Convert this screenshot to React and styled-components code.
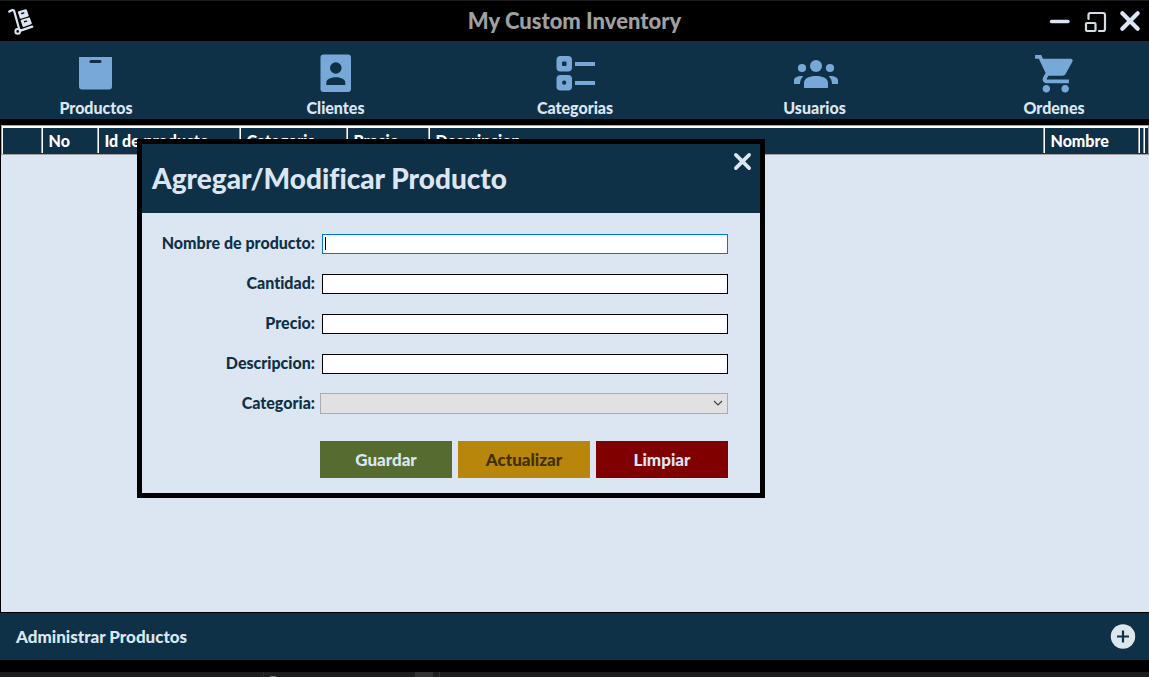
import React from "react";
import styled, { createGlobalStyle } from "styled-components";

const navy = "#0f3147";
const pale = "#dce6f2";
const sky = "#78a8d8";

const GlobalStyle = createGlobalStyle`
  * { box-sizing: border-box; }
  body {
    margin: 0;
    background: #1e1e1e;
    font-family: Lato, "Liberation Sans", sans-serif;
    font-weight: 900;
    font-size: 16px;
    line-height: 24px;
    font-variant-ligatures: none;
  }
  button, input, select { font: inherit; font-variant-ligatures: none; }
`;

const Page = styled.div`
  min-height: 100vh;
  display: flex;
  flex-direction: column;
  border-top: 1px solid #1c1c1c;
  background: #000;
`;

const TitleBar = styled.header`
  height: 40px;
  display: flex;
  align-items: center;
  justify-content: space-between;
  padding: 0 8px;
`;

const Title = styled.h1`
  margin: 0;
  font-size: 22px;
  font-weight: 900;
  line-height: 40px;
  color: #a0a0a0;
`;

const TitleSide = styled.div`
  flex: 1;
  display: flex;
  align-items: center;
  justify-content: ${(p) => (p.$end ? "flex-end" : "flex-start")};
  gap: 12px;
`;

const IconButton = styled.button`
  display: flex;
  padding: 0;
  border: 0;
  background: none;
  color: ${pale};
`;

const Nav = styled.nav`
  display: flex;
  justify-content: space-between;
  height: 78px;
  padding: 8px 35px 0 36px;
  background: ${navy};
`;

const NavButton = styled.button`
  width: 120px;
  display: flex;
  flex-direction: column;
  align-items: center;
  padding: 0;
  border: 0;
  background: none;
  color: ${pale};
  line-height: 22px;
`;

const Main = styled.main`
  position: relative;
  flex: 1;
  margin-top: 6px;
  border-left: 1px solid #000;
  border-bottom: 1px solid #000;
  background: ${pale};
`;

const Table = styled.table`
  width: 100%;
  table-layout: fixed;
  border-collapse: collapse;
  background: ${navy};
  color: #fff;
  border: 1px solid #a0a0a0;
  box-shadow: inset 1px 2px 0 #fff;
`;

const HeadCell = styled.th`
  height: 29px;
  padding: 0;
  text-align: left;
  vertical-align: middle;
  font-weight: 900;
`;

const HeadLabel = styled.div`
  height: 25px;
  padding-left: 6px;
  line-height: 25px;
  overflow: hidden;
  white-space: nowrap;
  border-left: ${(p) => (p.$first ? "0" : "1px solid #fff")};
  box-shadow: ${(p) => (p.$first ? "none" : "-1px 0 0 #a0a0a0")};
`;

const Dialog = styled.section`
  position: absolute;
  top: 14px;
  left: 136px;
  width: 628px;
  border: 5px solid #000;
  background: ${pale};
  color: ${navy};
`;

const DialogHeader = styled.div`
  display: flex;
  align-items: flex-start;
  justify-content: space-between;
  height: 69px;
  padding: 8px 8px 0 10px;
  background: ${navy};
  color: ${pale};
`;

const DialogTitle = styled.h2`
  margin: 0;
  font-size: 28px;
  font-weight: 900;
  line-height: 52px;
`;

const Form = styled.form`
  display: flex;
  flex-direction: column;
  gap: 16px;
  padding: 18px 32px 15px 14px;
`;

const Field = styled.div`
  display: grid;
  grid-template-columns: 159px 1fr;
  align-items: center;
  column-gap: 7px;
  height: 24px;
`;

const Label = styled.label`
  text-align: right;
  white-space: nowrap;
`;

const Input = styled.input`
  width: 100%;
  height: 20px;
  margin: 2px 0 0;
  padding: 0 2px;
  border: 1px solid #000;
  border-radius: 0;
  outline: 0;
  background: #fff;
  font-size: 14px;
  caret-color: transparent;
  &:focus {
    border-color: #0078d7;
    background: linear-gradient(#000, #000) 2px 2px / 1px 13px no-repeat #fff;
  }
`;

const SelectWrap = styled.div`
  display: flex;
  align-items: center;
  margin-left: -2px;
  padding-right: 4px;
  border: 1px solid #adadad;
  background: #e1e1e1;
`;

const Select = styled.select`
  flex: 1;
  height: 19px;
  border: 0;
  outline: 0;
  appearance: none;
  background: none;
`;

const Actions = styled.div`
  display: grid;
  grid-template-columns: repeat(3, 1fr);
  gap: 6px;
  margin: 10px 0 0 164px;
`;

const ActionButton = styled.button`
  height: 37px;
  padding: 0;
  border: 0;
  font-size: 17px;
  background: ${(p) => p.$bg};
  color: ${(p) => p.$fg || pale};
`;

const Footer = styled.footer`
  display: flex;
  align-items: center;
  justify-content: space-between;
  height: 47px;
  padding: 0 13px 0 16px;
  font-size: 17px;
  background: ${navy};
  color: ${pale};
`;

const BottomEdge = styled.div`
  height: 17px;
  border-top: 12px solid #000;
  background:
    linear-gradient(#333, #333) 415px 0 / 18px 5px no-repeat,
    linear-gradient(#333, #333) 439px 0 / 1px 5px no-repeat,
    linear-gradient(#2c2c2c, #2c2c2c) 263px 0 / 1px 5px no-repeat,
    linear-gradient(#777, #777) 270px 4px / 6px 1px no-repeat,
    #1e1e1e;
`;

const Dolly = () => (
  <svg width="26" height="28" viewBox="0 0 26 28" fill="none" stroke={pale} strokeLinecap="round" strokeLinejoin="round" aria-hidden="true">
    <path d="M1.200 4.600 4.500 2.900 6 3.500l5.300 19" strokeWidth="2.200" />
    <circle cx="9.700" cy="24.400" r="2.300" strokeWidth="2" />
    <path d="m12.500 23.600 11.700-4" strokeWidth="2.300" />
    <path d="m10.900 5.300 7-2 1.800 5.200-7 2.200zM13.700 13.600l7.300-2.200 1.800 5-7.300 2.600z" fill={pale} strokeWidth="2" />
    <path d="m13.800 6.500 2-.6M16.600 14.700l2-.6" stroke="#000" strokeWidth="1.400" />
  </svg>
);

const CloseIcon = ({ size }) => (
  <svg width={size} height={size} viewBox="0 0 20 20" fill="none" stroke="currentColor" strokeWidth="3.800" strokeLinecap="round" aria-hidden="true">
    <path d="m3 3 14 14M17 3 3 17" />
  </svg>
);

const NavIcon = ({ children }) => (
  <svg width="48" height="48" viewBox="0 0 48 48" fill={sky} aria-hidden="true">{children}</svg>
);

const sections = [
  ["Productos", <>
    <path d="M7 8h33v29.500a3 3 0 0 1-3 3H10a3 3 0 0 1-3-3z" />
    <rect x="17.500" y="11" width="12" height="3" rx="1.500" fill={navy} />
  </>],
  ["Clientes", <>
    <rect x="8.500" y="5.500" width="30.500" height="37.500" rx="3" />
    <circle cx="23.800" cy="19" r="5.800" fill={navy} />
    <path d="M14.300 36v-2.500c0-3 4-5.300 9.500-5.300s9.500 2.300 9.500 5.300V36z" fill={navy} />
  </>],
  ["Categorias", <>
    <rect x="5.500" y="7" width="15.500" height="15.500" rx="4" />
    <rect x="5.500" y="26" width="15.500" height="15.500" rx="4" />
    <rect x="11" y="12.500" width="4.500" height="4.500" rx="1" fill={navy} />
    <circle cx="13.200" cy="33.700" r="2.100" fill={navy} />
    <path d="M24 13h20v4H24zM24 32h20v4H24z" />
  </>],
  ["Usuarios", <>
    <circle cx="25" cy="17" r="6" />
    <circle cx="11" cy="19" r="4.100" />
    <circle cx="39" cy="19" r="4.100" />
    <path d="M13 39v-5c0-4.500 5-7 12-7s12 2.500 12 7v5zM3 35v-3.500C3 28.500 6 27 11 27q.8 0 1.200.3C10 29.500 9 32 9 35zM47 35v-3.500c0-3-3-4.500-8-4.500q-.8 0-1.200.3C40 29.500 41 32 41 35z" />
  </>],
  ["Ordenes", <g transform="translate(3.200 2.200) scale(1.880)">
    <path d="M7 18c-1.100 0-2 .9-2 2s.9 2 2 2 2-.9 2-2-.9-2-2-2zM1 2v2h2l3.600 7.590-1.350 2.450C4.520 15.370 5.480 17 7 17h12v-2H7.420c-.14 0-.25-.11-.25-.25l.03-.12.9-1.630h7.450c.75 0 1.410-.41 1.750-1.030l3.580-6.490C21.250 4.820 20.760 4 20.010 4H5.210l-.94-2H1zm16 16c-1.100 0-2 .9-2 2s.9 2 2 2 2-.9 2-2-.9-2-2-2z" />
  </g>],
];

const columns = [
  ["", 40], ["No", 56], ["Id de producto", 142], ["Categoria", 107],
  ["Precio", 82], ["Descripcion", null], ["Nombre", 95], ["", 5], ["", 5],
];

const fields = [
  ["nombre", "Nombre de producto:"],
  ["cantidad", "Cantidad:"],
  ["precio", "Precio:"],
  ["descripcion", "Descripcion:"],
];

export default function App() {
  return (
    <Page>
      <GlobalStyle />
      <TitleBar>
        <TitleSide><Dolly /></TitleSide>
        <Title>My Custom Inventory</Title>
        <TitleSide $end>
          <IconButton aria-label="Minimizar">
            <svg width="24" height="24" viewBox="0 0 24 24" fill="none" stroke="currentColor" strokeWidth="3.400" strokeLinecap="round"><path d="M4.500 12.500h16.500" /></svg>
          </IconButton>
          <IconButton aria-label="Restaurar">
            <svg width="24" height="24" viewBox="0 0 24 24" fill="none" stroke="#d3dee3" strokeWidth="2.200" strokeLinecap="round" strokeLinejoin="round">
              <path d="M5.500 10V6a2 2 0 0 1 2-2h12.500a2 2 0 0 1 2 2v14a2 2 0 0 1-2 2h-4" />
              <rect x="3" y="14" width="9.500" height="8" rx="1" />
            </svg>
          </IconButton>
          <IconButton aria-label="Cerrar"><CloseIcon size={22} /></IconButton>
        </TitleSide>
      </TitleBar>

      <Nav>
        {sections.map(([name, drawing]) => (
          <NavButton key={name}>
            <NavIcon>{drawing}</NavIcon>
            {name}
          </NavButton>
        ))}
      </Nav>

      <Main>
        <Table>
          <colgroup>
            {columns.map(([, width], i) => <col key={i} width={width || undefined} />)}
          </colgroup>
          <thead>
            <tr>
              {columns.map(([name], i) => (
                <HeadCell key={i}><HeadLabel $first={i === 0}>{name}</HeadLabel></HeadCell>
              ))}
            </tr>
          </thead>
        </Table>

        <Dialog role="dialog" aria-labelledby="dialog-title">
          <DialogHeader>
            <DialogTitle id="dialog-title">Agregar/Modificar Producto</DialogTitle>
            <IconButton aria-label="Cerrar formulario"><CloseIcon size={19} /></IconButton>
          </DialogHeader>
          <Form onSubmit={(e) => e.preventDefault()}>
            {fields.map(([id, text], i) => (
              <Field key={id}>
                <Label htmlFor={id}>{text}</Label>
                <Input id={id} autoFocus={i === 0} />
              </Field>
            ))}
            <Field>
              <Label htmlFor="categoria">Categoria:</Label>
              <SelectWrap>
                <Select id="categoria" defaultValue=""><option value="" /></Select>
                <svg width="10" height="10" viewBox="0 0 10 10" fill="none" stroke="#444" strokeWidth="1.200" aria-hidden="true"><path d="m1 3 4 4 4-4" /></svg>
              </SelectWrap>
            </Field>
            <Actions>
              <ActionButton type="submit" $bg="#556b2f">Guardar</ActionButton>
              <ActionButton type="button" $bg="#b8860b" $fg="#403000">Actualizar</ActionButton>
              <ActionButton type="reset" $bg="#800000">Limpiar</ActionButton>
            </Actions>
          </Form>
        </Dialog>
      </Main>

      <Footer>
        <span>Administrar Productos</span>
        <IconButton aria-label="Agregar producto">
          <svg width="26" height="26" viewBox="0 0 26 26"><circle cx="13" cy="12.500" r="12.200" fill="#dce6eb" /><path d="M13 6.500v12M7 12.500h12" stroke={navy} strokeWidth="2.200" /></svg>
        </IconButton>
      </Footer>
      <BottomEdge />
    </Page>
  );
}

## GIVEN PROBLEM:
Filter out every line that lacks the word "components", and copy the rest.

## SOLUTION TO THIS EXERCISE:
Convert this screenshot to React and styled-components code.
import styled, { createGlobalStyle } from "styled-components";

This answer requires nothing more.